The curious case of 59 Bangladeshis who vanished

Govt. and police officials of Bengal claim to have no information on the group brought to Kolkata by Karnataka police

December 01, 2019 10:14 pm | Updated December 02, 2019 09:06 am IST - Kolkata

A week after a group of 59 alleged Bangladeshis were brought to Kolkata by the Karnataka police, the whereabouts of the detained persons, including about a dozen children, remains a mystery.

The “Bengali- speaking alleged foreigners” were handed over to the Railway Police, under the West Bengal government last Sunday and eventually shifted to a temporary shelter in Howrah district.

Illegally ‘pushed back’

Civil rights groups allege that they have been “illegally” pushed back to Bangladesh, while Indian border forces deny the charge.

 

West Bengal government officials have said “Bangladeshis are not in Indian soil”, while the Deputy High Commissioner of Bangladesh in Kolkata is in the dark about the whole episode.

Kolkata-based civil rights group, the Association for Protection of Democratic Rights (APDR) has claimed that all the 59 persons were “pushed back to Bangladesh in the most inhuman way” violating a 2015 Memorandum of Understanding between India and Bangladesh.

JTF not engaged

“There is a Joint Task Force to look into this issue which was not engaged. The detained persons were pushed back at the deep hours of the night, encouraged by the West Bengal government, which triggers a fear related to stripping of citizenship in Assam. [Will those excluded by the NRC] Also be pushed back like these 59 people,” noted the APDR statement.

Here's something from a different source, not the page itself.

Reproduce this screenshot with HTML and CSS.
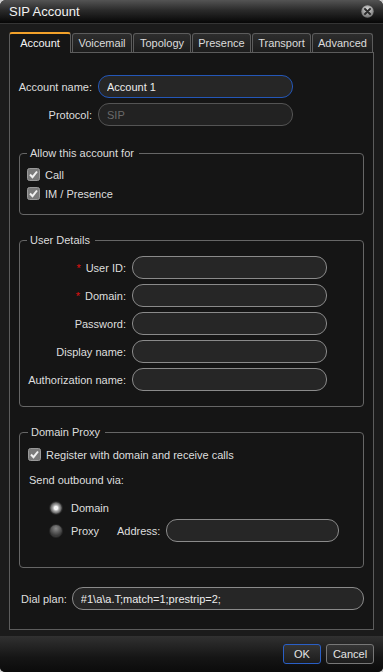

‘Push back’ from India to Bangladesh is a regular, albeit legally unclear, feature of returning alleged Bangladeshis to their country through the Bengal border,” say senior State government officials.

Seeking shelter: The authorities have been accused of violating a MoU between two countries and ‘pushing the 59 persons back to Bangladesh in the most inhuman way’.

Seeking shelter: The authorities have been accused of violating a MoU between two countries and ‘pushing the 59 persons back to Bangladesh in the most inhuman way’.

 

At times the migrants are caught and sent back immediately or they serve a sentence for illegal entry and then are asked to cross over.

The APDR has asked how the detained persons were identified as being “all Bangladeshis” without a legal procedure.

The civil right group also blamed the Bangladesh High Commission for its studied silence. Deputy High Commissioner of Bangladesh in Kolkata Toufique Hasan denied having “any official knowledge” about the detained persons.